Write $b=p_1\cdot\ldots\cdot p_m$ as product of disctinct primes with $m\ge 1$.


*For primes $q> n$ the factor $a^2$ can be ignored, as $\left( \frac{a^2b}{q} \right)= \left( \frac{a^2}q \right)\left( \frac bq \right) =1 \times \left( \frac bq \right) =\left( \frac bq \right)$.
The reason $a^2$ can be ignored for almost all q is that we are only considering $q>n$, otherwise $q$ may be divided by $a$, so $\left( \frac{a^2}q \right) = 0$ instead of $1$


*According to quadratic reciprocity law, $ \left(\frac{b}{q}\right)$ is determined by $q\bmod 8b$.

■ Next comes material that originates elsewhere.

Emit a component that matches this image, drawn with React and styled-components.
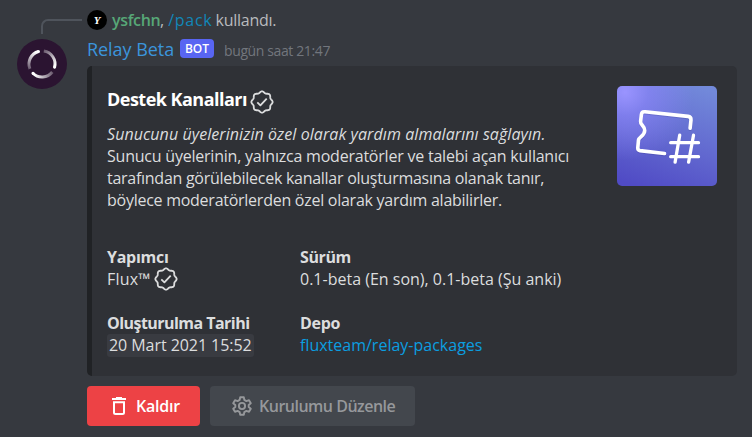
import React from "react";
import styled, { createGlobalStyle, css } from "styled-components";

const GlobalStyle = createGlobalStyle`
  * { box-sizing: border-box; }
  body {
    margin: 0;
    background: #36393f;
    color: #dcddde;
    font: 400 16px/22px "Open Sans", "Noto Sans", sans-serif;
    overflow: hidden;
  }
  svg { display: block; flex: none; }
`;

const Message = styled.article`
  display: grid;
  grid-template-columns: 70px 650px;
  grid-template-rows: 20px auto;
  row-gap: 8px;
  padding: 10px 15px 11px 17px;
  min-height: 437px;
`;

const SpineCell = styled.div`
  padding: 9px 5px 0 24px;
`;

const ReplySpine = styled.div`
  height: 15px;
  border: solid #4f545c;
  border-width: 2px 0 0 2px;
  border-top-left-radius: 7px;
`;

const ReplyLine = styled.div`
  display: flex;
  align-items: center;
  height: 20px;
  line-height: 20px;
  white-space: pre;
  color: #b9bbbe;
`;

const SmallAvatar = styled.span`
  display: grid;
  place-items: center;
  width: 20px;
  height: 20px;
  margin-right: 5px;
  border-radius: 50%;
  background: #000;
  color: #fff;
  font: italic 700 11px/20px "Liberation Serif", serif;
`;

const ReplyUser = styled.span`
  width: 48px;
  color: #57a777;
  font-weight: 600;
  letter-spacing: -0.35px;
`;

const Command = styled.span`
  margin-left: 4px;
  color: #1187b8;
  letter-spacing: 0.75px;
`;

const ReplyText = styled.span`
  margin-left: 3px;
  letter-spacing: -0.25px;
`;

const Avatar = styled.div`
  display: grid;
  place-items: center;
  width: 50px;
  height: 50px;
  margin-top: 1px;
  border-radius: 50%;
  background: #2b1431;
`;

const Header = styled.header`
  display: flex;
  height: 22px;
  line-height: 22px;
  white-space: nowrap;
`;

const Author = styled.span`
  width: 93px;
  color: #3b95dc;
  font-size: 18px;
  font-weight: 500;
  letter-spacing: -0.05px;
`;

const BotTag = styled.span`
  width: 34px;
  height: 19px;
  margin-top: 1px;
  border-radius: 4px;
  background: #5865f2;
  color: #fff;
  font-size: 12px;
  font-weight: 600;
  line-height: 19px;
  text-align: center;
`;

const Timestamp = styled.time`
  margin: 2px 0 0 10px;
  color: #72767d;
  font-size: 14px;
  letter-spacing: -0.38px;
`;

const Embed = styled.section`
  height: 310px;
  margin-top: 6px;
  padding: 20px 20px 20px 15px;
  border-left: 5px solid #202225;
  border-radius: 5px;
  background: #2f3136;
`;

const EmbedTop = styled.div`
  display: flex;
  justify-content: space-between;
  height: 125px;
`;

const Title = styled.h1`
  display: flex;
  align-items: center;
  gap: 3px;
  height: 26px;
  margin: 0 0 11px;
  color: #fff;
  font-size: 18px;
  font-weight: 700;
  line-height: 26px;
  letter-spacing: -0.52px;

  svg { margin-top: 5px; }
`;

const Line = styled.div`
  white-space: nowrap;
  letter-spacing: ${(p) => p.$track || 0}px;
  ${(p) => p.$italic && css`font-style: italic;`}
`;

const Thumb = styled.div`
  width: 100px;
  height: 100px;
  border-radius: 5px;
  background:
    radial-gradient(circle at 8% 6%, #9a94ff 0%, rgba(140, 134, 250, 0.65) 18%, rgba(120, 130, 230, 0) 52%),
    linear-gradient(20deg, #504bc5 5%, #6167cf 45%, #7289da 95%);
`;

const Fields = styled.dl`
  display: grid;
  grid-template-columns: 193px 1fr;
  row-gap: 22px;
  margin: 35px 0 0;
`;

const FieldName = styled.dt`
  height: 22px;
  font-weight: 700;
  white-space: nowrap;
  letter-spacing: ${(p) => p.$track || 0}px;
`;

const FieldValue = styled.dd`
  display: flex;
  align-items: center;
  height: 22px;
  margin: 0;
  white-space: nowrap;
  letter-spacing: ${(p) => p.$track || 0}px;

  svg { margin-left: 3px; }
`;

const DateChip = styled.time`
  width: 147px;
  height: 23px;
  padding-left: 2px;
  border-radius: 3px;
  background: #393b41;
  letter-spacing: -0.06px;
`;

const Link = styled.a`
  color: #0b9ee0;
`;

const Actions = styled.div`
  display: flex;
  gap: 10px;
  margin-top: 10px;
`;

const Button = styled.button`
  display: flex;
  align-items: center;
  gap: 5px;
  width: ${(p) => p.$width}px;
  height: 40px;
  padding: 0 0 0 20px;
  border: 0;
  border-radius: 4px;
  background: ${(p) => (p.$danger ? "#ed4245" : "#43474d")};
  color: ${(p) => (p.$danger ? "#fff" : "#96989b")};
  font: 600 16px/22px "Open Sans", sans-serif;
  letter-spacing: ${(p) => p.$track}px;
  white-space: nowrap;
`;

const rosette = Array.from({ length: 96 }, (_, i) => {
  const a = (i / 96) * Math.PI * 2;
  const r = 9.9 + 0.75 * Math.cos(8 * a);
  return `${(12 + r * Math.sin(a)).toFixed(2)},${(12 - r * Math.cos(a)).toFixed(2)}`;
}).join(" ");

function VerifiedIcon() {
  return (
    <svg width="24" height="24" viewBox="0 0 24 24" fill="none" stroke="#dcddde" strokeLinejoin="round">
      <polygon points={rosette} strokeWidth="1.8" />
      <path d="M7.3 12.3l3.1 3 6.3-6.6" strokeWidth="1.8" />
    </svg>
  );
}

function RelayLogo() {
  return (
    <svg width="32" height="32" viewBox="0 0 32 32" fill="none" strokeWidth="3">
      <defs>
        <linearGradient id="arc" gradientUnits="userSpaceOnUse" x1="3.5" y1="21" x2="10" y2="4">
          <stop offset="0" stopColor="#fff" stopOpacity=".3" />
          <stop offset="1" stopColor="#fff" />
        </linearGradient>
      </defs>
      {[0, 120, 240].map((turn) => (
        <g key={turn} transform={`rotate(${turn} 16 16)`}>
          <path d="M3.9 20.9A13 13 0 0 1 12.5 3.5" stroke="url(#arc)" />
          <circle cx="12.5" cy="3.5" r="1.5" fill="#fff" />
        </g>
      ))}
    </svg>
  );
}

function TicketArt() {
  return (
    <svg width="100" height="100" viewBox="0 0 100 100" fill="none" stroke="#fff" strokeWidth="3.6" strokeLinecap="round" strokeLinejoin="round">
      <g opacity=".15" stroke="#202060" transform="translate(0 1)">
        <path d="M47.5 67.5L23 64.6Q20.5 64.2 20.8 61.5L21.5 54C22 50.5 27.7 50 27.7 44.5C27.7 39.5 23.2 39 23.6 35.5L24.4 28.5Q24.8 25.4 28 25.8L71 30.4Q74.2 30.8 74 34L73.1 42.3" />
      </g>
      <path d="M47.5 67.5L23 64.6Q20.5 64.2 20.8 61.5L21.5 54C22 50.5 27.7 50 27.7 44.5C27.7 39.5 23.2 39 23.6 35.5L24.4 28.5Q24.8 25.4 28 25.8L71 30.4Q74.2 30.8 74 34L73.1 42.3" />
      <path d="M62.7 49.2L58.1 76.2M76.5 49.2L71.6 76.2M53.7 56.7H81.5M53.7 70.7H81.5" strokeWidth="3.3" />
    </svg>
  );
}

function TrashIcon() {
  return (
    <svg width="24" height="24" viewBox="0 0 24 24" fill="none" stroke="#fff" strokeWidth="2">
      <path d="M5 5H19M9 4H15M7 8.2H17V18.5Q17 20 15.5 20H8.5Q7 20 7 18.5Z" />
    </svg>
  );
}

function GearIcon() {
  return (
    <svg width="24" height="24" viewBox="0 0 24 24" fill="none" stroke="#96989b" strokeWidth="1.9" strokeLinejoin="round">
      <path d="M10.2 3.2H13.8L14.3 5.9L16.4 7.1L19 6.2L20.8 9.3L18.7 11V13L20.8 14.7L19 17.8L16.4 16.9L14.3 18.1L13.8 20.8H10.2L9.7 18.1L7.6 16.9L5 17.8L3.2 14.7L5.3 13V11L3.2 9.3L5 6.2L7.6 7.1L9.7 5.9Z" />
      <circle cx="12" cy="12" r="3.1" />
    </svg>
  );
}

export default function App() {
  return (
    <>
      <GlobalStyle />
      <Message>
        <SpineCell><ReplySpine /></SpineCell>
        <ReplyLine>
          <SmallAvatar>Y</SmallAvatar>
          <ReplyUser>ysfchn</ReplyUser>,<Command>/pack</Command>
          <ReplyText>kullandı.</ReplyText>
        </ReplyLine>
        <Avatar><RelayLogo /></Avatar>
        <div>
          <Header>
            <Author>Relay Beta</Author>
            <BotTag>BOT</BotTag>
            <Timestamp>bugün saat 21:47</Timestamp>
          </Header>
          <Embed>
            <EmbedTop>
              <div>
                <Title>Destek Kanalları<VerifiedIcon /></Title>
                <Line $italic $track={0.07}>Sunucunu üyelerinizin özel olarak yardım almalarını sağlayın.</Line>
                <Line $track={-0.22}>Sunucu üyelerinin, yalnızca moderatörler ve talebi açan kullanıcı</Line>
                <Line $track={-0.27}>tarafından görülebilecek kanallar oluşturmasına olanak tanır,</Line>
                <Line $track={-0.26}>böylece moderatörlerden özel olarak yardım alabilirler.</Line>
              </div>
              <Thumb><TicketArt /></Thumb>
            </EmbedTop>
            <Fields>
              <div>
                <FieldName $track={-0.28}>Yapımcı</FieldName>
                <FieldValue $track={0.2}>Flux™<VerifiedIcon /></FieldValue>
              </div>
              <div>
                <FieldName $track={-0.4}>Sürüm</FieldName>
                <FieldValue>0.1-beta (En son), 0.1-beta (Şu anki)</FieldValue>
              </div>
              <div>
                <FieldName $track={-0.54}>Oluşturulma Tarihi</FieldName>
                <FieldValue><DateChip>20 Mart 2021 15:52</DateChip></FieldValue>
              </div>
              <div>
                <FieldName $track={-0.3}>Depo</FieldName>
                <FieldValue><Link>fluxteam/relay-packages</Link></FieldValue>
              </div>
            </Fields>
          </Embed>
          <Actions>
            <Button $danger $width={113} $track={-0.25}><TrashIcon />Kaldır</Button>
            <Button $width={205} $track={-0.5}><GearIcon />Kurulumu Düzenle</Button>
          </Actions>
        </div>
      </Message>
    </>
  );
}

This is true because $\left( \frac bq \right) = \Pi_{i=1}^n \left( \frac{p_i}{q} \right)$. But the quadratic reciprocity law states that:
\begin{equation} \left( \frac{p_i}q \right) \left( \frac q{p_i} \right) =(-1)^{\frac{(p_i-1)(q-1)}4}\end{equation}
And the following result can be easily verified the way you prove the Gauss lemma:
\begin{equation} \left( \frac q{p_i} \right) = (-1)^{\frac{{p_i}^2-1}8 (q-1)+\sum_{k=1}^{p_i'} \lfloor \frac{ka}{p_i} \rfloor}\end{equation}
wherein $p_i'=\frac{p_i-1}2$
Therefore, it is easy to see that $\left( \frac q{p_i} \right)$ is determined by $q \bmod 8p_i$, and since $p_i$ does not repeat itself in the expansion of $b$, $\left( \frac bq \right)$ is determined by $ q \bmod 8b $


*Also, there is at least one residue $d\bmod 8b$ for which $q\equiv d\pmod{8b}$ implies $ \left(\frac{b}{q}\right)=-1$ (e.g. ensure $\left(\frac d{p_1}\right)=-1$ and $\left(\frac d{p_i}\right)=+1$ for all other $i$ and use the chinese remainder theorem).

In the bracket, the solver tried to point out the existence of $d$.
So we find $\left( \frac{d_1}{p_1} \right) =1$ and $\left( \frac{d_i}{p_i} \right) =(-1), \forall i \neq 1$, then apply CRT to find $d\equiv d_i, \forall i$ that $\left( \frac{d}{b} \right) = \pi_{i=1}^n \left( \frac{d_i}{p_i} \right) = (-1) $


*Especially, $d$ is relatively prime to $8b$ so that by Dirichlet there exist infinitely many primes $q$ with $q\equiv d\pmod{8b}$. For such a $q$ with $q>n$ we conclude that $n$ is not a square modulo $q$.